Argo: Proposal: argo logs workflow-xxx

Created on 6 Jan 2018 · 5Comments · Source: argoproj/argo

Perhaps it would be useful if argo logs workflow-xxx cat'ed all the logs for the sub steps.

enhancement

Source

edlee2121

👍2

Most helpful comment

The questions is how fancy do we want to get with logging all pods in the workflow. A simple approach may be to loop over each pod and emit the logs of each, one-by-one.

A better approach would be to use a docker-compose style style of logs where log outputs are merged into one stream, but we would prefix the logs with the step name. I think this would be much more useful when comparing the timings of the workflow.

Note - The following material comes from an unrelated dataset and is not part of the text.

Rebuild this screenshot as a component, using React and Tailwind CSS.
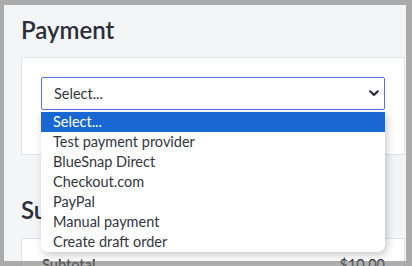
const options = [
  'Select...',
  'Test payment provider',
  'BlueSnap Direct',
  'Checkout.com',
  'PayPal',
  'Manual payment',
  'Create draft order',
]

export default function App() {
  return (
    <div
      className="relative w-[412px] h-[266px] overflow-hidden bg-[#f4f5f7] text-[#2b2f36]"
      style={{ fontFamily: 'Lato, "Noto Sans", sans-serif' }}
    >
      <div className="pl-[21px] pt-[15px] w-[405px]">
        {/* Payment */}
        <h2 className="text-[24px] leading-[30px] font-semibold text-[#2a2e3a]">Payment</h2>
        <div className="mt-[12px] bg-white border border-[#dfe3ea] px-[19px] pt-[19px] pb-[44px]">
          <div className="relative">
            <div className="flex items-center justify-between h-[33px] border border-[#5576e2] rounded-[2px] bg-white pl-[12px] pr-[4px] text-[14.5px] text-[#33363d]">
              <span>Select...</span>
              <svg width="10" height="7" viewBox="0 0 10 7" className="mr-[1px]">
                <path d="M1.2 1.3 L5 5 L8.8 1.3" fill="none" stroke="#2f3138" strokeWidth="2.2" strokeLinecap="round" strokeLinejoin="round" />
              </svg>
            </div>

            {/* open list */}
            <ul className="absolute left-0 right-0 top-[35px] z-10 bg-white rounded-b-[7px] shadow-[2px_3px_8px_rgba(0,0,0,0.22)] overflow-hidden text-[14.5px]">
              {options.map((o, i) => (
                <li
                  key={o}
                  className={
                    'h-[20px] leading-[20px] pl-[12px] ' +
                    (i === 0 ? 'bg-[#1967d2] text-white' : 'text-[#33363d]')
                  }
                >
                  {o}
                </li>
              ))}
            </ul>
          </div>
        </div>

        {/* Summary */}
        <h2 className="mt-[40px] text-[24px] leading-[30px] font-semibold text-[#2a2e3a]">Summary</h2>
        <div className="mt-[13px] bg-white border border-[#dfe3ea] px-[20px] pt-[16px] pb-[20px]">
          <div className="flex justify-between text-[14.5px] leading-[20px]">
            <span className="font-semibold">Subtotal</span>
            <span className="mr-[-1px]">$10.00</span>
          </div>
        </div>
      </div>

      {/* screenshot frame */}
      <div className="absolute inset-0 pointer-events-none border-l-[4px] border-t-[5px] border-r-[6px] border-b-[5px] border-[rgba(120,120,120,0.6)]" />
    </div>
  )
}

I think we could develop a relatively straight forward merge sort style of algorithm for achieving the above:
1.kubectl logs <podname> stored into temporary files (which preserves the log timestamps)

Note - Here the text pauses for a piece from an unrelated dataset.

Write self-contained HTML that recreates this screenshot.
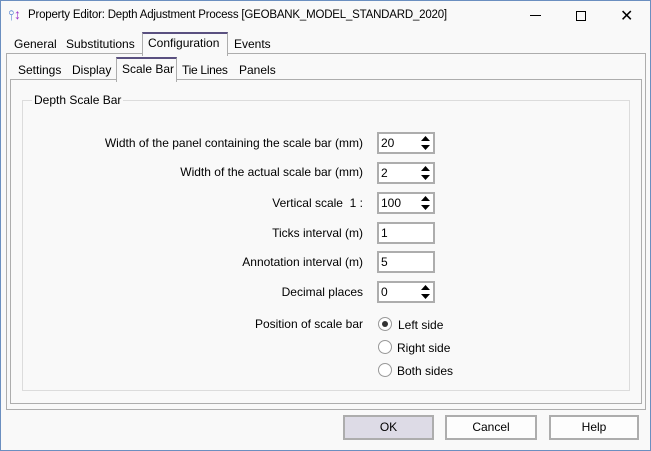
<!DOCTYPE html>
<html><head><style>
body{margin:0;width:651px;height:451px;overflow:hidden;background:#f9f9f9;font-family:"Liberation Sans",sans-serif;font-size:12px;color:#000;position:relative}
.a{position:absolute;white-space:nowrap}
.win{position:absolute;left:0;top:0;width:649px;height:449px;border:1px solid #6b8fc0}
.box{position:absolute;border:1px solid #adadad}
.lbl{position:absolute;right:288px;white-space:nowrap}
.inp{position:absolute;left:377px;width:52px;height:18px;border:2px solid #adadad;background:#fff;line-height:18px;padding-left:2px;box-sizing:content-box}
.spin{position:absolute;right:2px;top:1px;width:11px;height:16px}
.rad{position:absolute;left:378px;width:12px;height:12px;border:1px solid #999;border-radius:50%;background:#fff}
.btn{position:absolute;top:415px;height:21px;border:2px solid #adadad;background:#fdfdfd;text-align:center;line-height:21px}
</style></head><body>
<div class="win"></div>
<div class="a" style="left:8px;top:7px;color:#4477cc;font-size:14px">⫯</div>
<div class="a" style="left:14px;top:6px;color:#9933cc;font-size:14px">↕</div>
<div class="a" style="left:28px;top:9px;font-size:11.5px;letter-spacing:-0.2px">Property Editor: Depth Adjustment Process [GEOBANK_MODEL_STANDARD_2020]</div>
<div class="a" style="left:530px;top:15px;width:11px;height:1px;background:#000"></div>
<div class="a" style="left:576px;top:11px;width:8px;height:8px;border:1px solid #000"></div>
<div class="a" style="left:620px;top:6px;font-size:16px">✕</div>

<div class="box" style="left:6px;top:53px;width:638px;height:355px"></div>
<div class="a" style="left:142px;top:32px;width:84px;height:22px;background:#f9f9f9;border:1px solid #adadad;border-bottom:none;border-top:2px solid #5a5080"></div>
<div class="a" style="left:14px;top:37px">General</div>
<div class="a" style="left:66px;top:37px">Substitutions</div>
<div class="a" style="left:148px;top:36px">Configuration</div>
<div class="a" style="left:234px;top:37px">Events</div>

<div class="box" style="left:10px;top:79px;width:630px;height:323px"></div>
<div class="a" style="left:116px;top:57px;width:59px;height:23px;background:#f9f9f9;border:1px solid #adadad;border-bottom:none;border-top:2px solid #5a5080"></div>
<div class="a" style="left:18px;top:63px">Settings</div>
<div class="a" style="left:72px;top:63px">Display</div>
<div class="a" style="left:122px;top:62px">Scale Bar</div>
<div class="a" style="left:182px;top:63px;letter-spacing:-0.3px">Tie Lines</div>
<div class="a" style="left:239px;top:63px">Panels</div>

<div class="a" style="left:22px;top:100px;width:606px;height:289px;border:1px solid #dcdcdc"></div>
<div class="a" style="left:32px;top:93px;background:#f9f9f9;padding:0 2px">Depth Scale Bar</div>

<div class="lbl" style="top:136px">Width of the panel containing the scale bar (mm)</div>
<div class="lbl" style="top:165px">Width of the actual scale bar (mm)</div>
<div class="lbl" style="top:196px">Vertical scale&nbsp; 1 :</div>
<div class="lbl" style="top:226px">Ticks interval (m)</div>
<div class="lbl" style="top:255px">Annotation interval (m)</div>
<div class="lbl" style="top:285px">Decimal places</div>
<div class="lbl" style="top:317px">Position of scale bar</div>

<div class="inp" style="top:132px">20<svg class="spin" viewBox="0 0 11 16"><path d="M1 6L5.5 1L10 6Z M1 10L5.5 15L10 10Z" fill="#000"/></svg></div>
<div class="inp" style="top:162px">2<svg class="spin" viewBox="0 0 11 16"><path d="M1 6L5.5 1L10 6Z M1 10L5.5 15L10 10Z" fill="#000"/></svg></div>
<div class="inp" style="top:192px">100<svg class="spin" viewBox="0 0 11 16"><path d="M1 6L5.5 1L10 6Z M1 10L5.5 15L10 10Z" fill="#000"/></svg></div>
<div class="inp" style="top:222px">1</div>
<div class="inp" style="top:251px">5</div>
<div class="inp" style="top:281px">0<svg class="spin" viewBox="0 0 11 16"><path d="M1 6L5.5 1L10 6Z M1 10L5.5 15L10 10Z" fill="#000"/></svg></div>

<div class="rad" style="top:317px"><div style="position:absolute;left:3px;top:3px;width:6px;height:6px;border-radius:50%;background:#333"></div></div>
<div class="a" style="left:398px;top:318px">Left side</div>
<div class="rad" style="top:340px"></div>
<div class="a" style="left:397px;top:341px">Right side</div>
<div class="rad" style="top:363px"></div>
<div class="a" style="left:397px;top:364px">Both sides</div>

<div class="btn" style="left:343px;width:87px;background:#dddbe6">OK</div>
<div class="btn" style="left:445px;width:88px">Cancel</div>
<div class="btn" style="left:549px;width:86px">Help</div>
</body></html>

perform a merge of the logs

Some optimizations would be made to only kubectl logs the pods in order of their real-world execution (so we don't work on pods at the end of the workflow prematurely)

jessesuen on 8 Jan 2018

👍3

All 5 comments

The questions is how fancy do we want to get with logging all pods in the workflow. A simple approach may be to loop over each pod and emit the logs of each, one-by-one.

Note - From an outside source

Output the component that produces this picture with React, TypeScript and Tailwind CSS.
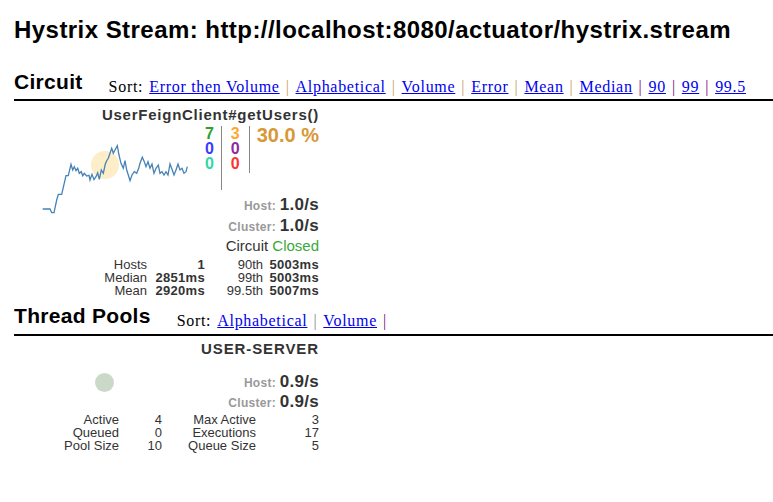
import React from "react";

const pts: [number, number][] = [
  [42.7, 209], [50, 209], [51.7, 212.7], [54, 212.7], [56.7, 200], [58.3, 194.3], [61.7, 194.3],
  [66, 175.7], [68.3, 175.7], [71, 164.3], [72.7, 170], [74.3, 166.7], [76, 170.7], [77.7, 168.3],
  [79.3, 173.3], [81.3, 171.7], [82.7, 175.7], [84.3, 173.3], [86.7, 176], [89, 175.3], [90, 180],
  [92, 174.3], [94, 179.7], [96, 176.7], [97.7, 172.7], [99.3, 179.3], [101.3, 170], [103.3, 173.3],
  [105.3, 164], [106.7, 160.7], [108.3, 158.3], [110, 153.3], [111.7, 148.3], [113.3, 153.3],
  [115, 150], [117.3, 145.7], [119, 155], [121, 163.3], [123.3, 168.3], [125, 160.7], [126.7, 170],
  [128.3, 175], [130, 180.7], [132, 175], [134.3, 171.7], [136.7, 173.3], [138.7, 168.3], [140, 163.3],
  [142.3, 157.3], [144.3, 161.7], [146, 166.7], [148, 161.7], [150, 168.3], [152, 164], [154, 173.3],
  [156, 168.3], [158.3, 165], [160, 173.3], [162, 171.7], [164, 175], [166, 171.7], [168, 175],
  [170, 164], [172, 169.3], [174, 175], [176, 170], [178, 164], [180, 170], [182, 168.3], [184, 173.3],
  [186, 171.7], [187.3, 166.7],
];

const sans = { fontFamily: '"Liberation Sans", Arial, sans-serif' };
const serif = { fontFamily: '"Liberation Serif", "Times New Roman", serif' };

function Sep({ purple }: { purple?: boolean }) {
  return <span className={purple ? "text-[#800080]" : "text-[#c8a060]"}>|</span>;
}

function SortLink({ children }: { children: React.ReactNode }) {
  return <a href="#" className="text-[#0000ee] underline">{children}</a>;
}

function Rate({ label, value, h }: { label: string; value: string; h: string }) {
  return (
    <div className={`relative flex items-baseline justify-end ${h}`}>
      <span className="text-[12px] font-bold text-[#999] tracking-[0.3px]">{label}&nbsp;</span>
      <span className="text-[17px] font-bold tracking-[0.3px]">{value}</span>
    </div>
  );
}

export default function App() {
  return (
    <div className="w-[773px] h-[502px] bg-white text-black overflow-hidden" style={sans}>
      <h1 className="pl-[14px] pt-[16px] text-[24px] leading-[28px] font-bold tracking-[0.45px]">
        Hystrix Stream: http://localhost:8080/actuator/hystrix.stream
      </h1>

      {/* Circuit header */}
      <div className="ml-[14px] mt-[26px] flex items-end border-b-2 border-black pb-[5px]">
        <h2 className="text-[21px] leading-[24px] font-bold tracking-[0.3px]">Circuit</h2>
        <div className="ml-[26px] flex items-end gap-[6px] text-[16px] leading-[15px] tracking-[0.7px]" style={serif}>
          <span>Sort:</span>
          <SortLink>Error then Volume</SortLink>
          <Sep />
          <SortLink>Alphabetical</SortLink>
          <Sep />
          <SortLink>Volume</SortLink>
          <Sep />
          <SortLink>Error</SortLink>
          <Sep />
          <SortLink>Mean</SortLink>
          <Sep />
          <SortLink>Median</SortLink>
          <Sep purple />
          <SortLink>90</SortLink>
          <Sep purple />
          <SortLink>99</SortLink>
          <Sep purple />
          <SortLink>99.5</SortLink>
        </div>
      </div>

      {/* Circuit card */}
      <div className="relative ml-[14px] w-[306px] pr-px pt-[6px] flex flex-col items-end text-[#333]">
        <svg
          className="absolute left-[26px] top-[39px]"
          width="150"
          height="78"
          viewBox="40 140 150 78"
        >
          <circle cx="105" cy="165" r="14" fill="#fce9bc" fillOpacity="0.8" />
          <polyline
            points={pts.map((p) => p.join(",")).join(" ")}
            fill="none"
            stroke="#4682b4"
            strokeWidth="1.3"
          />
        </svg>

        <div className="relative text-[15px] leading-[16px] font-bold tracking-[0.75px]">UserFeignClient#getUsers()</div>

        <div className="relative mt-[3px] flex items-start h-[64px]">
          <div className="pr-[7px] text-right text-[16px] leading-[15px] font-bold">
            <div className="text-[#2f9e2f]">7</div>
            <div className="text-[#3b3bff]">0</div>
            <div className="text-[#33d6a6]">0</div>
          </div>
          <div className="w-px h-[64px] bg-[#888]" />
          <div className="px-[9px] text-[16px] leading-[15px] font-bold">
            <div className="text-[#ffa733]">3</div>
            <div className="text-[#8e2b9e]">0</div>
            <div className="text-[#ff3333]">0</div>
          </div>
          <div className="w-px h-[47px] bg-[#888]" />
          <div className="pl-[7px] text-[20px] leading-[18px] font-bold text-[#d89838]">30.0 %</div>
        </div>

        <div className="mt-[2px] flex flex-col items-end">
          <Rate label="Host:" value="1.0/s" h="h-[21px]" />
          <Rate label="Cluster:" value="1.0/s" h="h-[21px]" />
        </div>
        <div className="mt-[2px] h-[20px] text-[15px] leading-[20px]">
          Circuit <span className="text-[#3aa83a]">Closed</span>
        </div>

        <div className="mt-[2px] self-start ml-[76px] grid grid-cols-[57px_58px_58px_56px] text-[13px] leading-[13px] text-right">
          <span>Hosts</span>
          <span className="font-bold tracking-[0.3px]">1</span>
          <span>90th</span>
          <span className="font-bold tracking-[0.3px]">5003ms</span>
          <span>Median</span>
          <span className="font-bold tracking-[0.3px]">2851ms</span>
          <span>99th</span>
          <span className="font-bold tracking-[0.3px]">5003ms</span>
          <span>Mean</span>
          <span className="font-bold tracking-[0.3px]">2920ms</span>
          <span>99.5th</span>
          <span className="font-bold tracking-[0.3px]">5007ms</span>
        </div>
      </div>

      {/* Thread Pools header */}
      <div className="ml-[14px] mt-[7px] flex items-end border-b-2 border-black pb-[6px]">
        <h2 className="text-[21px] leading-[24px] font-bold tracking-[0.3px]">Thread Pools</h2>
        <div className="ml-[26px] flex items-end gap-[6px] text-[16px] leading-[15px] tracking-[0.7px]" style={serif}>
          <span>Sort:</span>
          <SortLink>Alphabetical</SortLink>
          <span className="text-[#888]">|</span>
          <SortLink>Volume</SortLink>
          <Sep purple />
        </div>
      </div>

      {/* Thread pool card */}
      <div className="relative ml-[14px] w-[306px] pr-px pt-[5px] flex flex-col items-end text-[#333]">
        <div className="absolute left-[81px] top-[37px] w-[19px] h-[19px] rounded-full bg-[#cbd9c9]" />
        <div className="text-[15px] leading-[16px] font-bold tracking-[0.9px]">USER-SERVER</div>
        <div className="mt-[12px] flex flex-col items-end">
          <Rate label="Host:" value="0.9/s" h="h-[20px]" />
          <Rate label="Cluster:" value="0.9/s" h="h-[20px]" />
        </div>
        <div className="mt-[4px] self-start ml-[46px] grid grid-cols-[59px_43px_94px_63px] text-[13px] leading-[13px] text-right">
          <span>Active</span>
          <span>4</span>
          <span>Max Active</span>
          <span>3</span>
          <span>Queued</span>
          <span>0</span>
          <span>Executions</span>
          <span>17</span>
          <span>Pool Size</span>
          <span>10</span>
          <span>Queue Size</span>
          <span>5</span>
        </div>
      </div>
    </div>
  );
}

perform a merge of the logs

Some optimizations would be made to only kubectl logs the pods in order of their real-world execution (so we don't work on pods at the end of the workflow prematurely)

jessesuen on 8 Jan 2018

👍3

Definitely like the idea of labeling with step name and then merging based on time.

edlee2121 on 8 Jan 2018

👍 for this proposal

dvavili on 13 Jan 2018

I'm wondering if this is another problem that would be solved by having K8s provide good support for tagging and fetching logs using pod labels. (This is a big issue for Kubeflow). We have the same problem for TFJobs where we have multiple pods and people want to see the logs for specific pods or all pods.

My general sense is that this should be solved by having all logs tagged with the pod labels. Then CRDs just need to attach appropriate pod labels. So for Argo it could be the workflow name, step name etc..., for TFJob it would be job name, replica index, etc...

Then a user could just fetch the logs by querying by pod label either via CLI or by whatever mechanism the backend supports (e.g. stackdriver UI).

From what I gather from the logging folks, this will be done by using side cars in the pod to attach pod labels to logs before shipping them out.